24. It was further contended that in view of the second amendment of the Act, there was a clear intention on the part of the Legislature to abrogate all the fight under subsection (1) of section 80. He submitted that because of the International Convention on the Standards of Training, Certification and Watchkeeping for Seafarers, 1978 signed by the Central Government, before issuing Certificate of Service, examination is a must. In our view, there is no substance in this contention, because even the saving section 10 of the Amending Act No. 13 of 1987, which is reproduced above, also nowhere provides that such right was abrogated.
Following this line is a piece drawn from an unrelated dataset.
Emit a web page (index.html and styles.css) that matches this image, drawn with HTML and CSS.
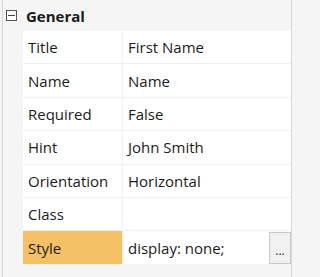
FILE: index.html
```html
<!DOCTYPE html>
<html>
<head>
<meta charset="utf-8">
<link rel="stylesheet" href="styles.css">
</head>
<body>
<div class="panel">
  <div class="category">
    <span class="toggle"><span class="minus"></span></span>
    <span class="cat-title">General</span>
  </div>
  <div class="grid">
    <div class="label">Title</div><div class="value">First Name</div>
    <div class="label">Name</div><div class="value">Name</div>
    <div class="label">Required</div><div class="value">False</div>
    <div class="label">Hint</div><div class="value">John Smith</div>
    <div class="label">Orientation</div><div class="value">Horizontal</div>
    <div class="label">Class</div><div class="value"></div>
    <div class="label selected">Style</div>
    <div class="value with-button"><span class="text">display: none;</span><span class="dots">...</span></div>
  </div>
</div>
</body>
</html>
```
FILE: styles.css
```css
html, body {
  margin: 0;
  padding: 0;
  background: #f5f5f5;
}
body {
  font-family: "Open Sans", "Noto Sans", sans-serif;
  color: #1b1b1b;
}
.panel {
  margin-left: 2px;
  width: 288px;
  height: 277px;
  border-left: 1px solid #d7d7d7;
  border-right: 1px solid #d7d7d7;
  background: #f5f5f5;
  box-sizing: content-box;
}
.category {
  height: 31px;
  display: flex;
  align-items: center;
  padding-left: 3px;
}
.toggle {
  width: 9px;
  height: 9px;
  border: 1px solid #555;
  background: #fbfbfb;
  display: flex;
  align-items: center;
  justify-content: center;
  margin-top: 0px;
}
.minus {
  width: 7px;
  height: 1px;
  background: #444;
}
.cat-title {
  font-weight: 700;
  font-size: 15px;
  margin-left: 9px;
  line-height: 20px;
}
.grid {
  margin-left: 20px;
  display: grid;
  grid-template-columns: 99px 1fr;
  grid-auto-rows: 32.4px;
  gap: 1px;
  background: #f0f0f0;
}
.label, .value {
  background: #fff;
  font-size: 15px;
  display: flex;
  align-items: center;
  padding-left: 5px;
  white-space: nowrap;
}
.label.selected {
  background: #f6c165;
}
.with-button {
  padding-right: 0;
  justify-content: space-between;
}
.dots {
  width: 22px;
  height: 32px;
  margin-top: 1px;
  border: 1px solid #c9c9c9;
  background: #f1f1f1;
  font-size: 12px;
  display: flex;
  align-items: flex-end;
  justify-content: center;
  padding-bottom: 4px;
  box-sizing: border-box;
  color: #222;
}
```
On the contrary, it provides that, notwithstanding anything contained in the Act, the amendments made to the principal Act shall not apply to, or in relation to, any certificate of competency granted under section 78 or recognised under section 86 of the principal Act before the commencement of this Act, and the principal Act shall continue to apply in relation to such certificates as if this Act had not been enacted. The other provisions of the Amending Act nowhere envisage a contrary intention affecting operation of section 6 of the General Clauses Act.

25. In this view of the matter, in our view, there is no substance in these appeals and are, therefore, dismissed. The appellants are directed to issue Certificates of Service, as directed by the learned Single Judge, within a period of eight weeks from today.

26. For the foregoing reasons, both Writ Petitions No. 490 of 1997 and No. 924 of 1997 are allowed. The respondents are directed to issue to the petitioners Certificates of Service within eight weeks from today.

27. Issuance of certified copy of this judgment is expedited.

28. Appeals dismissed & petitions allowed.